Copy each line of the entries beneath that contains the word "React".

--- Begin ---

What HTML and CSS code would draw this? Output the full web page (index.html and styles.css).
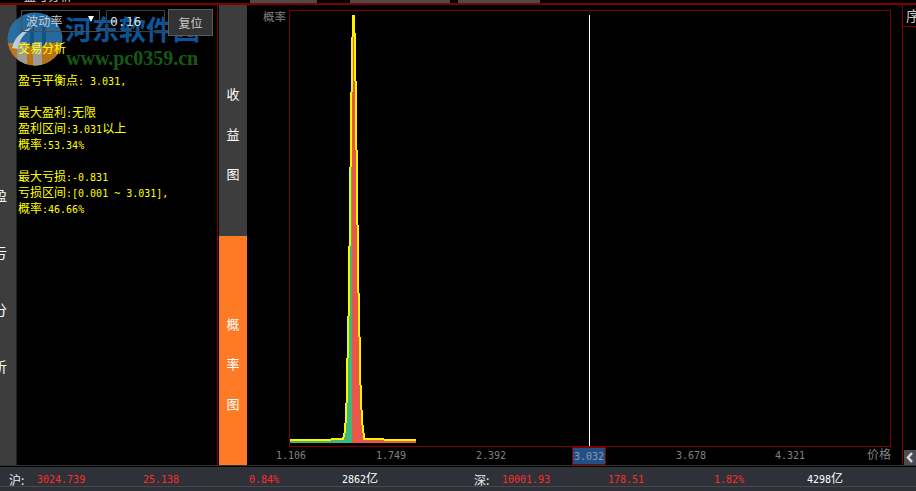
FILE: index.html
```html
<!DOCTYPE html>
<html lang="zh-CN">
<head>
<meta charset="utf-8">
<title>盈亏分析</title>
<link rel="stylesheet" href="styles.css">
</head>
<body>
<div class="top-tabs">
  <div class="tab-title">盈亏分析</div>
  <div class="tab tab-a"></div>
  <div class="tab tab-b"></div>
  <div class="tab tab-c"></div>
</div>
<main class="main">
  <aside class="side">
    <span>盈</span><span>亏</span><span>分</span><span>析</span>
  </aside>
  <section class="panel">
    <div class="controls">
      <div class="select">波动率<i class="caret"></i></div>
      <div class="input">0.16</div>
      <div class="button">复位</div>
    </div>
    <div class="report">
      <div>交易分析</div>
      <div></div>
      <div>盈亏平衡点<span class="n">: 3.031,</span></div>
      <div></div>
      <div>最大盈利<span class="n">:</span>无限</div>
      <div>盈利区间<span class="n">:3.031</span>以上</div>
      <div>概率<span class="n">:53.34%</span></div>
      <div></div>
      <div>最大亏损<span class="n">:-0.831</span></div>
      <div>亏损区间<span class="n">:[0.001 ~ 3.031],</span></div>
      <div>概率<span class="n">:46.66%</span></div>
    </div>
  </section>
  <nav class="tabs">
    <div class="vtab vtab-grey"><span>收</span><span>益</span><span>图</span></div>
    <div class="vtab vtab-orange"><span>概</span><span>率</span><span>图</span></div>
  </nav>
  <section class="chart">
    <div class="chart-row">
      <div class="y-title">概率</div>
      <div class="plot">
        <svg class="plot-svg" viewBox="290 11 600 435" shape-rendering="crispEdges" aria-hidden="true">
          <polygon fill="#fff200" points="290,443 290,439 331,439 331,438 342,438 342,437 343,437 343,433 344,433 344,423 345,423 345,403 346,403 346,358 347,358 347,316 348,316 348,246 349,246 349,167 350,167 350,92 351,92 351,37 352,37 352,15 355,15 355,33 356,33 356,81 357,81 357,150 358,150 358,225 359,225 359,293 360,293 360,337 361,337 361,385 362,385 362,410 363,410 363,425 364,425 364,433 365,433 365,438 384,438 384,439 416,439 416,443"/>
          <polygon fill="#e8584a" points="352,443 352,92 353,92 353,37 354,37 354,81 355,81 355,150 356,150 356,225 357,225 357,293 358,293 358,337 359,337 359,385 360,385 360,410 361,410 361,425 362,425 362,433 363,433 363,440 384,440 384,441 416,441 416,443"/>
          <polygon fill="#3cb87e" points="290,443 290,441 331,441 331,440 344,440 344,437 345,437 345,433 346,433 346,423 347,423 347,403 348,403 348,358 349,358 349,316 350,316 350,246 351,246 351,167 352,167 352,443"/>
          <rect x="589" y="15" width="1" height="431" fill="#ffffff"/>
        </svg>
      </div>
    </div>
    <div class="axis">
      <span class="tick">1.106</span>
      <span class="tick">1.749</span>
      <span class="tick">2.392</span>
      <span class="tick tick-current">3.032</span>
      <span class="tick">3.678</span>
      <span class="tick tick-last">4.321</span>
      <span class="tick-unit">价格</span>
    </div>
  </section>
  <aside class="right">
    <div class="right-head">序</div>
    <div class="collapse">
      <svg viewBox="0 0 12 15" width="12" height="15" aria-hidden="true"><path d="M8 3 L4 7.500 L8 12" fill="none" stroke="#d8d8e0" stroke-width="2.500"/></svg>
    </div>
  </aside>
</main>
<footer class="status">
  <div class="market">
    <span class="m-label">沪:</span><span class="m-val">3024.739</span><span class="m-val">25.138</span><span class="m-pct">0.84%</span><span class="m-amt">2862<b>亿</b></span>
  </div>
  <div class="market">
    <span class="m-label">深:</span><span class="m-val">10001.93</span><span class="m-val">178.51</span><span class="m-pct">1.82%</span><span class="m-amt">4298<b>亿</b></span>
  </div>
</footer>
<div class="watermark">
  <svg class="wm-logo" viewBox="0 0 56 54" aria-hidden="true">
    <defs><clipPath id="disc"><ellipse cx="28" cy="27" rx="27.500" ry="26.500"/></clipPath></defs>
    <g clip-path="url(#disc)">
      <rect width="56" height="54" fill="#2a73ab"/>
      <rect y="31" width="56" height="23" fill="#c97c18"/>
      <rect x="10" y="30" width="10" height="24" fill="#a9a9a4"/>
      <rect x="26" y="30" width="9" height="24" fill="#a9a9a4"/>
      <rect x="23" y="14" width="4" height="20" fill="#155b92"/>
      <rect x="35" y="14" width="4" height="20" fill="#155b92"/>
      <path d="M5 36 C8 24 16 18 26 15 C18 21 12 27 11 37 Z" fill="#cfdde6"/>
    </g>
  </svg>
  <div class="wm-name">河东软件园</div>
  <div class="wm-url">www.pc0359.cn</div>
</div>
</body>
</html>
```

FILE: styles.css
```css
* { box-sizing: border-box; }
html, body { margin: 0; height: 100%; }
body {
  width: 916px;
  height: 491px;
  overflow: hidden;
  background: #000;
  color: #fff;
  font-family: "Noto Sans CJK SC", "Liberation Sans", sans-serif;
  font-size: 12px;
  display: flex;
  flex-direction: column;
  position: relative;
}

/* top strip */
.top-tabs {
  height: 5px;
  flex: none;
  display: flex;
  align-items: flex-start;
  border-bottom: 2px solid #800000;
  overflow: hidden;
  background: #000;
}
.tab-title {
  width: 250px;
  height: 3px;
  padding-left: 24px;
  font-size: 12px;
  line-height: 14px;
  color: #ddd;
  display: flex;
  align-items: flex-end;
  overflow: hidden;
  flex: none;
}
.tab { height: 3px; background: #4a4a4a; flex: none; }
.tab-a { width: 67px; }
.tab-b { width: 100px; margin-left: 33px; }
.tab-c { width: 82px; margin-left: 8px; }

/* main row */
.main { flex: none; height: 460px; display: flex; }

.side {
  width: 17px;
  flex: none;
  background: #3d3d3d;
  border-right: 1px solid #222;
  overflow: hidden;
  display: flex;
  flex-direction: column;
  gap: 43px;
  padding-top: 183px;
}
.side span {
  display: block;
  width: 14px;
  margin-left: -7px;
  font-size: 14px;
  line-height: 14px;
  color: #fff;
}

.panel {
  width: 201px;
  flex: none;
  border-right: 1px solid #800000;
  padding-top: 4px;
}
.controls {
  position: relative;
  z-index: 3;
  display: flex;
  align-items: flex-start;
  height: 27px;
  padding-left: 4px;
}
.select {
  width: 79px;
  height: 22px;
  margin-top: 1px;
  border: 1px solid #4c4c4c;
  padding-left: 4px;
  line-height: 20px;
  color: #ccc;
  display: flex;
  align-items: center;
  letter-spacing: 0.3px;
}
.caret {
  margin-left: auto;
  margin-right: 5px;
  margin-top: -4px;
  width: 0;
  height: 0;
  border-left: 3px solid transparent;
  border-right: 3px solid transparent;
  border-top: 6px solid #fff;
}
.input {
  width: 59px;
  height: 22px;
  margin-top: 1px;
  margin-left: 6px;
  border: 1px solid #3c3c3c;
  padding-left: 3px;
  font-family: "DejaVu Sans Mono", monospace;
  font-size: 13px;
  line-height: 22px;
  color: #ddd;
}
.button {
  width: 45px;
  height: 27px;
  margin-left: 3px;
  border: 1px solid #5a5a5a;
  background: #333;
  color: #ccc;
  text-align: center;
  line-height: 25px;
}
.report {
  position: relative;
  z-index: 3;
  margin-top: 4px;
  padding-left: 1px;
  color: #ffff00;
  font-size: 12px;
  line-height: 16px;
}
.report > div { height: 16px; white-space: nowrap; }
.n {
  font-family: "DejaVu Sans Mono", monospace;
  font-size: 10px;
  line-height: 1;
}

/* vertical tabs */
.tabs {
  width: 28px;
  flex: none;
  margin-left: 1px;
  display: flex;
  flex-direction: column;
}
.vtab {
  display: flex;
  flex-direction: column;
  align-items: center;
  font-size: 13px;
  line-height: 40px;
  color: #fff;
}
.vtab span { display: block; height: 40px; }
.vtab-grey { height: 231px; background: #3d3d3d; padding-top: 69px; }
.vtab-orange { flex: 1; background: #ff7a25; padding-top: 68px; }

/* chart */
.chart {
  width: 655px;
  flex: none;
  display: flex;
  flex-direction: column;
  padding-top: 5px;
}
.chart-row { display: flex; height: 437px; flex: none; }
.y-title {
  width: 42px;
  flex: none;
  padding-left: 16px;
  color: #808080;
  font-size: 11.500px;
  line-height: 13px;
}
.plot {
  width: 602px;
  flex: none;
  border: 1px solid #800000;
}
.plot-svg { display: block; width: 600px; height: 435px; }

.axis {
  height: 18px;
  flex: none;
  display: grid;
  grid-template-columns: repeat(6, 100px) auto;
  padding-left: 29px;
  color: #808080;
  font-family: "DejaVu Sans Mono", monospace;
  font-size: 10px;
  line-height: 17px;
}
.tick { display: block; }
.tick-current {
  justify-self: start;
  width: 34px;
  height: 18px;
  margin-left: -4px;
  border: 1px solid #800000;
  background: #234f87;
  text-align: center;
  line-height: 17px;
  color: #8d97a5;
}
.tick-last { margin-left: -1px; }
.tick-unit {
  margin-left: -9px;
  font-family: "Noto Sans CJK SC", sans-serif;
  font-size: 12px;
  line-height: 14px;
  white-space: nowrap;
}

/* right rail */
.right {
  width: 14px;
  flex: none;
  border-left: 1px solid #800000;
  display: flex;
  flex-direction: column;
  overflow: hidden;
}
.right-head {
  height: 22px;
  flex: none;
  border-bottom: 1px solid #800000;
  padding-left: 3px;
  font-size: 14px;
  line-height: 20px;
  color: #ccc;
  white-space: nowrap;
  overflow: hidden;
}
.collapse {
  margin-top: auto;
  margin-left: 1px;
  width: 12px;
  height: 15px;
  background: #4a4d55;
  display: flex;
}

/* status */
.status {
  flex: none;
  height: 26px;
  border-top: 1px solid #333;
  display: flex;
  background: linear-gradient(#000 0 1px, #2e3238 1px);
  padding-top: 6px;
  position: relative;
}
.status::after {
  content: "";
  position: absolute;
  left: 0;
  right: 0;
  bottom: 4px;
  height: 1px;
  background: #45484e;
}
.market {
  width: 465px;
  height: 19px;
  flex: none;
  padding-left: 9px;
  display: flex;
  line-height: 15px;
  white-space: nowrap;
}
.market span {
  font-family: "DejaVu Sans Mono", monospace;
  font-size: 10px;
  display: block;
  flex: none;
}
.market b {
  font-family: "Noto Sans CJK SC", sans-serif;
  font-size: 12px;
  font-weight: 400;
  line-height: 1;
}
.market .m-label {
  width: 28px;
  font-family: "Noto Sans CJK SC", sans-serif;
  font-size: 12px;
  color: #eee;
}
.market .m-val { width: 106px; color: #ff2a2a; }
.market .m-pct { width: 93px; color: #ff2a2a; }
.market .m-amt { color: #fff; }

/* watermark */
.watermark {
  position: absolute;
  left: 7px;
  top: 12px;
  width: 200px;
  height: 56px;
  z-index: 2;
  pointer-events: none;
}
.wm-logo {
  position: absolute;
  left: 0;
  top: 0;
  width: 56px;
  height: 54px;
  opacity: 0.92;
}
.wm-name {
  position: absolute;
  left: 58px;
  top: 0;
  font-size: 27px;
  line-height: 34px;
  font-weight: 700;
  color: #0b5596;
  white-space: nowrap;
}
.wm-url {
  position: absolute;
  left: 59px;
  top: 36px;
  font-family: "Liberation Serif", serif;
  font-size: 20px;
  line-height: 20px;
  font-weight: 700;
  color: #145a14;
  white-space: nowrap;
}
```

--- End ---
--- Begin ---

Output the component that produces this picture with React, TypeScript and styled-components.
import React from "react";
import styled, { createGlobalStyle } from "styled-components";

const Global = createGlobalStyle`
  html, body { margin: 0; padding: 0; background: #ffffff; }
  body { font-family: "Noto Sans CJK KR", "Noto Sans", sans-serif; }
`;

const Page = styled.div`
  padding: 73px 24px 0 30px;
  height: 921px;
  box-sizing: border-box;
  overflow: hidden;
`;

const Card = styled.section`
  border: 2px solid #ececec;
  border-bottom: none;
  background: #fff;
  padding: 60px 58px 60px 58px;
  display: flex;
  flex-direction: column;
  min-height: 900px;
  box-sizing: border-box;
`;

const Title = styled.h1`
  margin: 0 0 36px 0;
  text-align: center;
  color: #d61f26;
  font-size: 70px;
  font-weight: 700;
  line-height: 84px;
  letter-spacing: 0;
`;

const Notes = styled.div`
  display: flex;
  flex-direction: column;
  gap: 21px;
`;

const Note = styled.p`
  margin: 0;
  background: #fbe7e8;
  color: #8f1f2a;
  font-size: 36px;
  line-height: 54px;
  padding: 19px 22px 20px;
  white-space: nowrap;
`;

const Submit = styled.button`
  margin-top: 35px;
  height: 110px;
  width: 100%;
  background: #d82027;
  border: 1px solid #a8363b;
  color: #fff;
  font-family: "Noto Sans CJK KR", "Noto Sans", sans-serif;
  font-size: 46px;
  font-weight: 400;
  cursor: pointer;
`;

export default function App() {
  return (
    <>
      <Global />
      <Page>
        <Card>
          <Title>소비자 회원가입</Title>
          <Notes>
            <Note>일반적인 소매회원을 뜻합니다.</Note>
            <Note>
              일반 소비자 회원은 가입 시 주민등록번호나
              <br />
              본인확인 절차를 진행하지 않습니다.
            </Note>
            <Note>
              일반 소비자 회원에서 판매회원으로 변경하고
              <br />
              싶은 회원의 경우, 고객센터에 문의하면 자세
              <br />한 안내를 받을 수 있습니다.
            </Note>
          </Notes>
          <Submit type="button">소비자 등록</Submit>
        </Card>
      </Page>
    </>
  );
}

--- End ---

**EXERCISE RESPONSE**
Output the component that produces this picture with React, TypeScript and styled-components.
import React from "react";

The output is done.